◆ Exercise description ◆
Look through the listing and locate every line containing the word "index"; copy those lines.
========================================================================
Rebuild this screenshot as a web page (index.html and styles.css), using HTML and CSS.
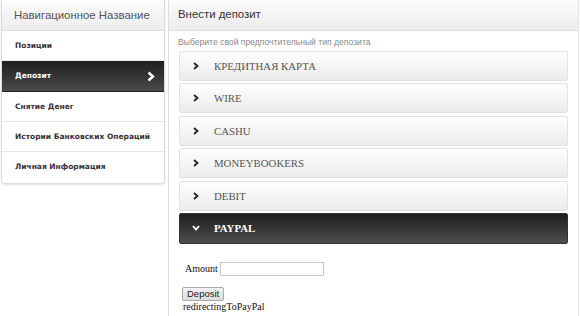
FILE: index.html
```html
<!DOCTYPE html>
<html>
<head>
<meta charset="utf-8">
<link rel="stylesheet" href="styles.css">
</head>
<body>
<div class="page">
  <aside class="sidebar">
    <div class="side-head">Навигационное Название</div>
    <div class="side-item">Позиции</div>
    <div class="side-item active">Депозит
      <svg class="side-chev" width="8" height="11" viewBox="0 0 8 11"><polyline points="1.5,1.5 6,5.5 1.5,9.5" fill="none" stroke="#fff" stroke-width="2.4"/></svg>
    </div>
    <div class="side-item">Снятие Денег</div>
    <div class="side-item">Истории Банковских Операций</div>
    <div class="side-item">Личная Информация</div>
  </aside>
  <main class="panel">
    <div class="panel-head">Внести депозит</div>
    <div class="panel-sub">Выберите свой предпочтительный тип депозита</div>
    <div class="acc">
      <div class="acc-item"><svg class="chev" width="6" height="8" viewBox="0 0 6 8"><polyline points="1,1 4.5,4 1,7" fill="none" stroke="#222" stroke-width="1.8"/></svg><span>КРЕДИТНАЯ КАРТА</span></div>
      <div class="acc-item"><svg class="chev" width="6" height="8" viewBox="0 0 6 8"><polyline points="1,1 4.5,4 1,7" fill="none" stroke="#222" stroke-width="1.8"/></svg><span>WIRE</span></div>
      <div class="acc-item"><svg class="chev" width="6" height="8" viewBox="0 0 6 8"><polyline points="1,1 4.5,4 1,7" fill="none" stroke="#222" stroke-width="1.8"/></svg><span>CASHU</span></div>
      <div class="acc-item"><svg class="chev" width="6" height="8" viewBox="0 0 6 8"><polyline points="1,1 4.5,4 1,7" fill="none" stroke="#222" stroke-width="1.8"/></svg><span>MONEYBOOKERS</span></div>
      <div class="acc-item"><svg class="chev" width="6" height="8" viewBox="0 0 6 8"><polyline points="1,1 4.5,4 1,7" fill="none" stroke="#222" stroke-width="1.8"/></svg><span>DEBIT</span></div>
      <div class="acc-item open"><svg class="chev" width="8" height="6" viewBox="0 0 8 6"><polyline points="1,1 4,4.5 7,1" fill="none" stroke="#fff" stroke-width="1.8"/></svg><span>PAYPAL</span></div>
    </div>
    <div class="form">
      <div class="row"><label class="lbl">Amount</label><input class="inp" type="text"></div>
      <button class="btn">Deposit</button>
      <div class="redir">redirectingToPayPal</div>
    </div>
  </main>
</div>
</body>
</html>
```
FILE: styles.css
```css
html, body { margin: 0; padding: 0; background: #fff; }
.page { display: flex; width: 580px; height: 316px; overflow: hidden; }
.sidebar {
  margin: 0 0 0 1px; width: 162px; height: 183px;
  border: 1px solid #dcdcdc; border-top: none; border-radius: 0 0 4px 4px;
  box-shadow: 0 1px 2px rgba(0,0,0,0.12);
  font-family: "DejaVu Sans", Verdana, sans-serif;
}
.side-head {
  height: 30px; line-height: 30px; padding-left: 12px;
  font-family: "Liberation Sans", Arial, sans-serif; font-size: 11.4px; color: #555;
  background: linear-gradient(#fdfdfd, #ececec); border-bottom: 1px solid #ddd;
}
.side-item {
  height: 29px; line-height: 30px; padding-left: 13px; border-bottom: 1px solid #e8e8e8;
  font-size: 7.5px; font-weight: bold; color: #3a2f36; position: relative;
}
.side-item:last-child { border-bottom: none; }
.side-item.active {
  background: linear-gradient(#1f1f1f, #4a4a4a); color: #fff; height: 30px; line-height: 30px;
  border-bottom: 1px solid #222;
}
.side-chev { position: absolute; right: 9px; top: 10px; }
.panel {
  margin-left: 3px; width: 409px; height: 316px;
  border-left: 1px solid #dedede; border-right: 1px solid #e4e4e4;
  font-family: "Liberation Sans", Arial, sans-serif;
}
.panel-head {
  height: 30px; line-height: 29px; padding-left: 9px; font-size: 11.4px; color: #333;
  background: linear-gradient(#fcfcfc, #ececec); border-bottom: 1px solid #e0e0e0;
}
.panel-sub { padding: 6px 0 0 9px; font-size: 8.6px; color: #8a8a8a; height: 14px; }
.acc { margin: 0 10px 0 10px; display: flex; flex-direction: column; gap: 2.4px; }
.acc-item {
  height: 28px; display: flex; align-items: center;
  border: 1px solid #e2e2e2; border-radius: 2px;
  background: linear-gradient(#fefefe, #ebebeb);
  font-family: "Liberation Serif", "Times New Roman", serif; font-size: 10.8px; color: #555;
}
.acc-item .chev { margin-left: 13px; margin-right: 15px; flex: none; }
.acc-item.open {
  background: linear-gradient(#1e1e1e, #4e4e4e); border-color: #333; color: #fff; font-weight: bold;
  height: 29px;
}
.acc-item.open .chev { margin-left: 12px; margin-right: 14px; }
.form { padding: 18px 0 0 13px; font-family: "Liberation Serif", "Times New Roman", serif; color: #111; }
.row { display: flex; align-items: center; height: 14px; }
.lbl { font-size: 10px; margin-left: 3px; margin-right: 2px; }
.inp { width: 100px; height: 10px; border: 1px solid #c8c8c8; padding: 1px; margin: 0; }
.btn {
  margin-top: 11px; display: block; height: 14px; padding: 0 4px; font-size: 9.5px;
  font-family: "Liberation Sans", Arial, sans-serif; color: #222;
  background: linear-gradient(#f2f2f2, #dcdcdc); border: 1px solid #aaa; border-radius: 2px; line-height: 12px;
}
.redir { font-size: 10px; line-height: 11px; margin-left: 1px; }
```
========================================================================
◆ Problem solution ◆
Rebuild this screenshot as a web page (index.html and styles.css), using HTML and CSS.
FILE: index.html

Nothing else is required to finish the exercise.